Toronto was awarded a franchise nearly 39 years ago. Montreal also had a team in the Natiional league, but folded. Toronto won the world series in 92 and 93. ,so it's been 22 years since we last made the playoffs. I'd be surprized if Toronto makes it past Kansas City, we lost our best relief pitcher for the season. We did win 3 out of 5 games against them this season, but our pitching isn't as good I don't think. We did have the best offense in the majors this year, but pitching usually prevails in the playoffs. We'll see.


----------



## Ollie"s Mom (May 23, 2014)

Evelyn, the whole country is behind the Jays because they are our only baseball team. Making that series win against Texas was huge for us. Tonight it is Kansas city and the nation will be glued to their TV's.
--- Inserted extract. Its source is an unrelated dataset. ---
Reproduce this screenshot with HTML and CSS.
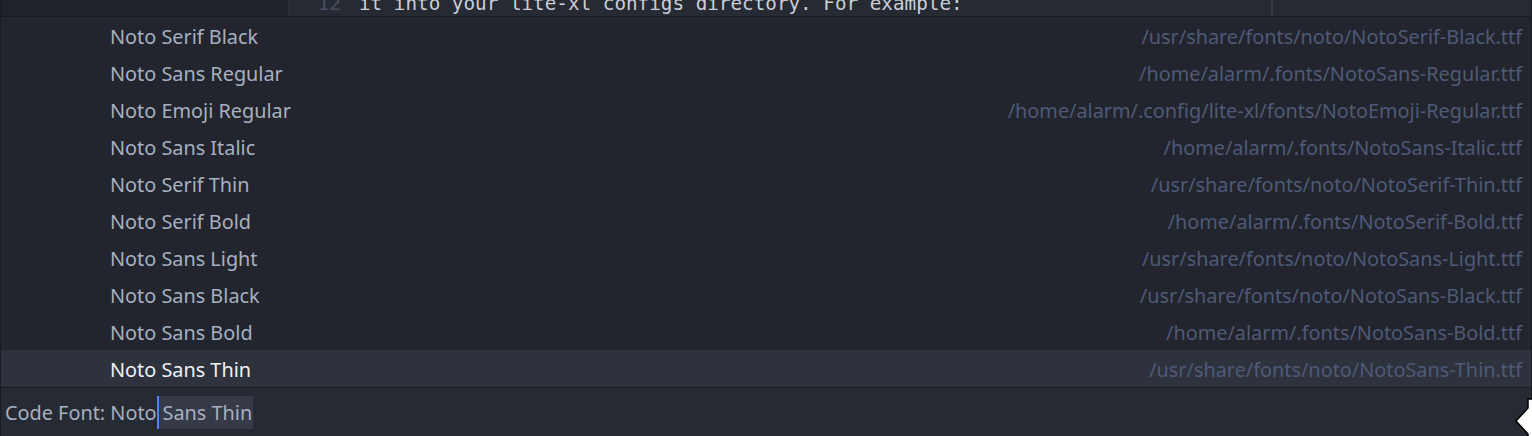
FILE: index.html
```html
<!DOCTYPE html>
<html>
<head>
<meta charset="utf-8">
<link rel="stylesheet" href="styles.css">
</head>
<body>
<div class="app">
  <div class="editor-strip">
    <div class="sidepane"></div>
    <div class="editor">
      <div class="code-line">
        <span class="lineno">12</span>
        <span class="code">it into your lite-xl configs directory. For example:</span>
      </div>
      <div class="guide"></div>
    </div>
  </div>
  <div class="list">
    <div class="row"><span class="name">Noto Serif Black</span><span class="path">/usr/share/fonts/noto/NotoSerif-Black.ttf</span></div>
    <div class="row"><span class="name">Noto Sans Regular</span><span class="path">/home/alarm/.fonts/NotoSans-Regular.ttf</span></div>
    <div class="row"><span class="name">Noto Emoji Regular</span><span class="path">/home/alarm/.config/lite-xl/fonts/NotoEmoji-Regular.ttf</span></div>
    <div class="row"><span class="name">Noto Sans Italic</span><span class="path">/home/alarm/.fonts/NotoSans-Italic.ttf</span></div>
    <div class="row"><span class="name">Noto Serif Thin</span><span class="path">/usr/share/fonts/noto/NotoSerif-Thin.ttf</span></div>
    <div class="row"><span class="name">Noto Serif Bold</span><span class="path">/home/alarm/.fonts/NotoSerif-Bold.ttf</span></div>
    <div class="row"><span class="name">Noto Sans Light</span><span class="path">/usr/share/fonts/noto/NotoSans-Light.ttf</span></div>
    <div class="row"><span class="name">Noto Sans Black</span><span class="path">/usr/share/fonts/noto/NotoSans-Black.ttf</span></div>
    <div class="row"><span class="name">Noto Sans Bold</span><span class="path">/home/alarm/.fonts/NotoSans-Bold.ttf</span></div>
    <div class="row selected"><span class="name">Noto Sans Thin</span><span class="path">/usr/share/fonts/noto/NotoSans-Thin.ttf</span></div>
  </div>
  <div class="input-bar">
    <span class="label">Code Font: </span><span class="typed">Noto</span><span class="caret"></span><span class="suggest">Sans Thin</span>
  </div>
  <svg class="cursor" width="20" height="38" viewBox="0 0 20 38">
    <polygon points="15,1 24,1 24,44 15,44 15,36 3,23 15,10" fill="#ffffff" stroke="#000000" stroke-width="1.5"/>
  </svg>
</div>
</body>
</html>
```
FILE: styles.css
```css
html, body {
  margin: 0;
  padding: 0;
  background: #22252d;
  overflow: hidden;
}
.app {
  position: relative;
  width: 1532px;
  height: 436px;
  display: flex;
  flex-direction: column;
  font-family: "Noto Sans", "Open Sans", sans-serif;
  box-sizing: border-box;
  border-left: 1px solid #1a1c22;
  border-right: 1px solid #1a1c22;
}
.editor-strip {
  height: 16px;
  display: flex;
  border-bottom: 1px solid #181a1f;
  overflow: hidden;
  flex: none;
}
.sidepane {
  width: 287px;
  background: #1f2228;
  border-right: 1px solid #2c303a;
  flex: none;
}
.editor {
  flex: 1;
  background: #262a33;
  display: flex;
  position: relative;
  overflow: hidden;
}
.code-line {
  display: flex;
  margin-top: -9px;
  height: 26px;
  line-height: 26px;
  font-family: "DejaVu Sans Mono", monospace;
  font-size: 19.3px;
  white-space: pre;
}
.lineno {
  width: 52px;
  text-align: right;
  color: #4a5062;
  padding-right: 18px;
}
.code {
  color: #c9ced8;
}
.guide {
  position: absolute;
  left: 982px;
  top: 0;
  bottom: 0;
  width: 2px;
  background: #353a46;
}
.list {
  height: 370px;
  flex: none;
  display: flex;
  flex-direction: column;
  background: #22252d;
}
.row {
  height: 37px;
  flex: none;
  display: flex;
  align-items: center;
  justify-content: space-between;
  padding: 1px 9px 0 109px;
  box-sizing: border-box;
  font-size: 19.85px;
}
.name {
  color: #a7b0c0;
}
.path {
  color: #4e5a77;
}
.row.selected {
  background: #2d323d;
}
.row.selected .name {
  color: #eef1f6;
}
.input-bar {
  flex: 1;
  border-top: 1px solid #181a1f;
  background: #262a33;
  display: flex;
  align-items: center;
  padding-left: 4px;
  font-size: 19.85px;
  color: #a7b0c0;
  white-space: pre;
}
.caret {
  width: 2px;
  height: 33px;
  background: #4f82f0;
}
.suggest {
  background: #363a47;
  height: 33px;
  line-height: 33px;
  padding: 0 1px 0 4px;
}
.cursor {
  position: absolute;
  left: 1512px;
  top: 398px;
}
```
I hope your Cubbies do well and we can meet up for the world series, but if that miracle happens I have to cheer for the Jays.


----------



## whimsy (Apr 3, 2010)

Well the Cubs are done for the year. We got our asses kicked for sure. But,it was a fun season to watch! We never expected a young team ,with a bunch of Rookies, to get as far as they did! Wait till next year!


----------



## whimsy (Apr 3, 2010)

Dave....I guess we will both have to wait until next year huh?!


----------



## davetgabby (Dec 29, 2007)

yeah we had a good season, just fell a bit short, we should have tied it up there last night but couldn't score a run with runners on second and third ,none out. Oh well. we'll have to see who's with us next year with a couple of our free agents. I think the Royals are going to win it., they have an awesome lineup . Good pitching usually wins it. so it should be close.


----------



## whimsy (Apr 3, 2010)

We won the world series!!!!!!! ( in case you had not heard LOL) What a wonderful season 2016 was!!! They won on my Birthday to make it even better. 108 years is a long time to wait!


----------